近年のインバンド客の増加は圧倒的に中国、韓国、台湾、香港等のアジア人客の増加によるもの。円安になると途端に客が増加する。東京、大阪などに来る初来日者は一巡したかも知れない。2度目、3度目に来る顧客は都心に泊まらず、地方都市に宿泊する傾向にある。地方空港の外国人利用者は増加傾向にある。

旅行者の中でも、多額のお金を使える層と、できるだけお金を掛けない層と二極化してきている。それぞれの層毎にどういうやり方で喜んでもらうか、ターゲットを絞って考えるべき。高級なホステルを企画するような需要が無い所に資金投資しても仕方がない。

宿泊業でみれば、個室のホテルは依然強い需要があり今後とも堅調である。インバウンド客でみれば、ツインタイプのホテルは圧倒的に強い。

今は旅行初心者が日本に来ているブーム状態なのではと言う不安感が強くある。ブームが去った後にどれだけインバウンド客が来てくれるか非常に心配。30年前、40年前に旅行初心者だった日本人が退去してハワイ、グアムに行ったことを思い出して欲しい。一巡するとグアム、サイパンには日本人観光客が行かなくなってしまった。日本に本当の観光の魅力がないとこうなる恐れは多分にある。

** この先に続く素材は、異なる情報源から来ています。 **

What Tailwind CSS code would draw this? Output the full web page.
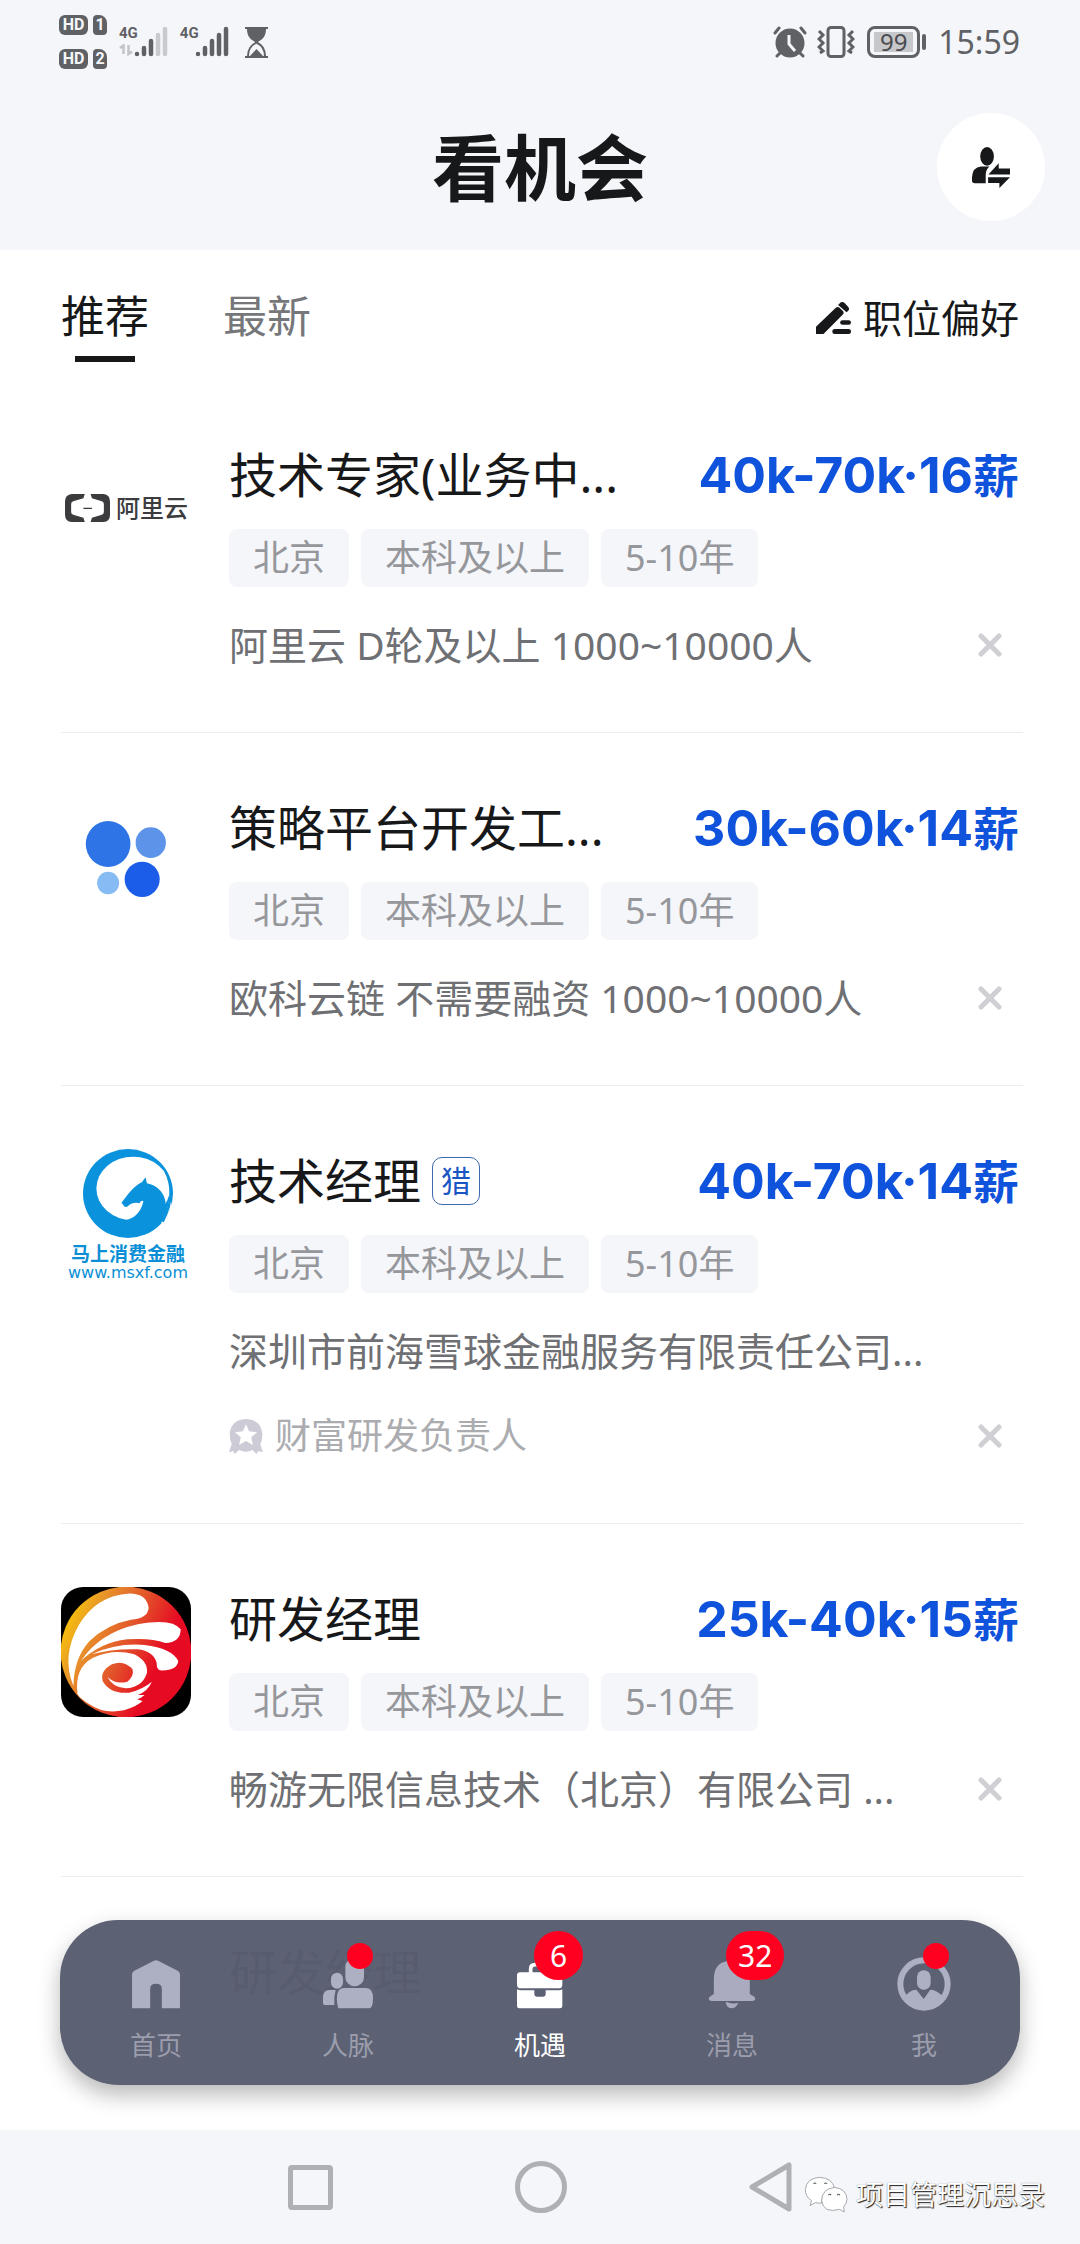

また、ホテル経営に詳しい方からは、下記の意見もありました。

・今後多数のホテルが開業する大阪ホテルマーケットは非常に厳しい状態になる。以前のような低価格の客室料金に戻ることも可能性として無くはない。

・日本のホテルマーケットは、日本人顧客が今でも8割以上占めているので、今後とも日本人を大切にする経営を目指している会社が多い。APAホテルも南京事件に絡む書籍で中国政府からバッシングを受けているが、日本人顧客からは屈しない態度が支持を受けており以前好調を保っている。いざとなれば5000円の宿泊料金でも利益を出せるので非常に強い経営をしている。

・外資系傘下のホテルファンドでは開発絡みの案件には非常に慎重姿勢になっている。当分開発絡みの土地取得は見合わせる雰囲気。

・都内の不動産会社で積極的にホテル用地を仕入れていた会社のホテル建設がなかなか始まらないようだ。8か所、9か所仕入れて1か所くらいしか建築が始まっていない。出口のファンドが慎重姿勢を示し始めたということもあるが、運営してくれるホテルオペレーターが見つからないと言うことが大きい。昨年と違って固定賃料で借りて良いとなかなか言ってこない。経営成績はオーナーが全てリスクを被るマネジメント契約(MC)なら運営しても良いと言う提案が多くなってきた。MCで売上の2%を貰うと言う内容だが、これなら運営者にリスクはない。リスクはあるのはオーナー側だけだ。

昨年まで奪うように動いていたホテル用地ですが、昨年暮れぐらいから大分様相が変わってしまいました。低金利、長期でファイナンスを引っ張っているところは良いでしょうけど、ノンバンク系から借りてホテル事業をしている会社は少し危険になりそうです。